Work instructions:
Return all the data below as it stands, minus the pictures.

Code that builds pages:

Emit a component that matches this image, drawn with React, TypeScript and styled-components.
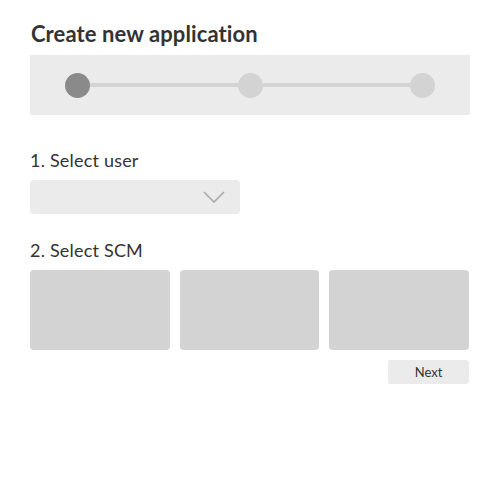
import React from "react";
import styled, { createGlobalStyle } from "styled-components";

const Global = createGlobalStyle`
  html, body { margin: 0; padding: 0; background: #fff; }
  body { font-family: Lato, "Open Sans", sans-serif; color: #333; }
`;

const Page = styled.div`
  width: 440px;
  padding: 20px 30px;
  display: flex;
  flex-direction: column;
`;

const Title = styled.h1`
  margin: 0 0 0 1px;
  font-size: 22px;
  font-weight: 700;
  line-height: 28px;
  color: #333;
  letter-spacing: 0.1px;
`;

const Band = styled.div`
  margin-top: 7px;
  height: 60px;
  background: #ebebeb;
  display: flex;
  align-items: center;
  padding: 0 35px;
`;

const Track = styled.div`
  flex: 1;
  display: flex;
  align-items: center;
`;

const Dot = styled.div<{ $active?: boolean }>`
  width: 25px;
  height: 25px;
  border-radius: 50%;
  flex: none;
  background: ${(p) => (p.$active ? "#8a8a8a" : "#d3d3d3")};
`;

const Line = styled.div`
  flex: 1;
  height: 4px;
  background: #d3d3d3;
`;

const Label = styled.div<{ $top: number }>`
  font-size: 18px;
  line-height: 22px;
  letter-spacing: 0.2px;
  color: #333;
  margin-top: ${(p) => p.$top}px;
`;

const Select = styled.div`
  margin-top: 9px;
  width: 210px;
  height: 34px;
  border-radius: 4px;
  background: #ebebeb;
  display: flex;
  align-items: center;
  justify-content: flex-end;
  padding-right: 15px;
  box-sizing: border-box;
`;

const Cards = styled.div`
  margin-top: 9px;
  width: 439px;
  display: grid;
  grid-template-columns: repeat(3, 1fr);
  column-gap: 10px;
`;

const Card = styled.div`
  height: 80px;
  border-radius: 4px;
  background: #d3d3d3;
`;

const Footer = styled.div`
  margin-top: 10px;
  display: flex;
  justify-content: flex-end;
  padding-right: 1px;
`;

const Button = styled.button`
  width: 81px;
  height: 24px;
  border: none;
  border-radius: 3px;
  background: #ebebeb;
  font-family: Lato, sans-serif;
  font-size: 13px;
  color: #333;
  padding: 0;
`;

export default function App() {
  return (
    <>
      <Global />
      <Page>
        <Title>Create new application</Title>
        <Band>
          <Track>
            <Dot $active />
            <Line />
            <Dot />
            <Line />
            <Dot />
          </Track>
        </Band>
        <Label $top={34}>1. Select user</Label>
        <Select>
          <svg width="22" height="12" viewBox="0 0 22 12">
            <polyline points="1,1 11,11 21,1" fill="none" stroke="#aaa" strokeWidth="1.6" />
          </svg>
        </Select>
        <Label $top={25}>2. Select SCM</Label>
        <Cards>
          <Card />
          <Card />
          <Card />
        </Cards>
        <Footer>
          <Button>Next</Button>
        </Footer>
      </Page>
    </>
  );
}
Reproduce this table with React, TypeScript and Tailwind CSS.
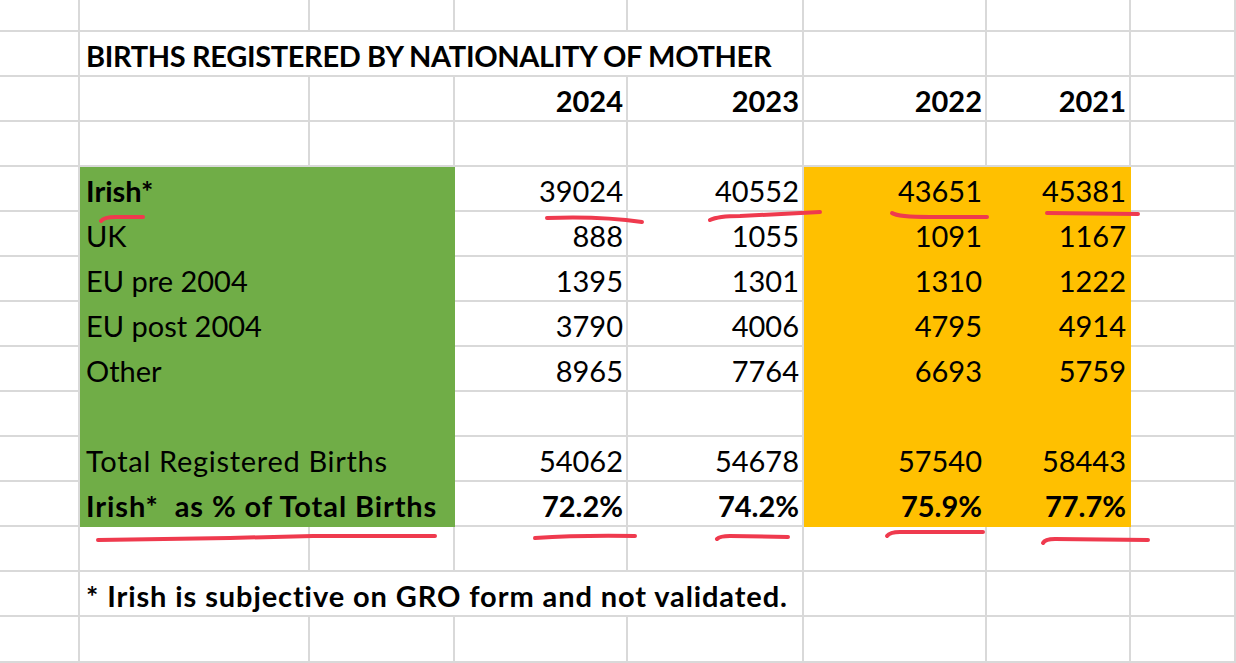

Solution below:
Emit a component that matches this image, drawn with React, TypeScript and styled-components.
import React from "react";
import styled, { createGlobalStyle } from "styled-components";

const Global = createGlobalStyle`
  html, body { margin: 0; padding: 0; background: #fff; }
  body { font-family: Lato, "Open Sans", sans-serif; color: #333; }
`;

const Page = styled.div`
  width: 440px;
  padding: 20px 30px;
  display: flex;
  flex-direction: column;
`;

const Title = styled.h1`
  margin: 0 0 0 1px;
  font-size: 22px;
  font-weight: 700;
  line-height: 28px;
  color: #333;
  letter-spacing: 0.1px;
`;

const Band = styled.div`
  margin-top: 7px;
  height: 60px;
  background: #ebebeb;
  display: flex;
  align-items: center;
  padding: 0 35px;
`;

const Track = styled.div`
  flex: 1;
  display: flex;
  align-items: center;
`;

const Dot = styled.div<{ $active?: boolean }>`
  width: 25px;
  height: 25px;
  border-radius: 50%;
  flex: none;
  background: ${(p) => (p.$active ? "#8a8a8a" : "#d3d3d3")};
`;

const Line = styled.div`
  flex: 1;
  height: 4px;
  background: #d3d3d3;
`;

const Label = styled.div<{ $top: number }>`
  font-size: 18px;
  line-height: 22px;
  letter-spacing: 0.2px;
  color: #333;
  margin-top: ${(p) => p.$top}px;
`;

const Select = styled.div`
  margin-top: 9px;
  width: 210px;
  height: 34px;
  border-radius: 4px;
  background: #ebebeb;
  display: flex;
  align-items: center;
  justify-content: flex-end;
  padding-right: 15px;
  box-sizing: border-box;
`;

const Cards = styled.div`
  margin-top: 9px;
  width: 439px;
  display: grid;
  grid-template-columns: repeat(3, 1fr);
  column-gap: 10px;
`;

const Card = styled.div`
  height: 80px;
  border-radius: 4px;
  background: #d3d3d3;
`;

const Footer = styled.div`
  margin-top: 10px;
  display: flex;
  justify-content: flex-end;
  padding-right: 1px;
`;

const Button = styled.button`
  width: 81px;
  height: 24px;
  border: none;
  border-radius: 3px;
  background: #ebebeb;
  font-family: Lato, sans-serif;
  font-size: 13px;
  color: #333;
  padding: 0;
`;

export default function App() {
  return (
    <>
      <Global />
      <Page>
        <Title>Create new application</Title>
        <Band>
          <Track>
            <Dot $active />
            <Line />
            <Dot />
            <Line />
            <Dot />
          </Track>
        </Band>
        <Label $top={34}>1. Select user</Label>
        <Select>
          <svg width="22" height="12" viewBox="0 0 22 12">
            <polyline points="1,1 11,11 21,1" fill="none" stroke="#aaa" strokeWidth="1.6" />
          </svg>
        </Select>
        <Label $top={25}>2. Select SCM</Label>
        <Cards>
          <Card />
          <Card />
          <Card />
        </Cards>
        <Footer>
          <Button>Next</Button>
        </Footer>
      </Page>
    </>
  );
}
Reproduce this table with React, TypeScript and Tailwind CSS.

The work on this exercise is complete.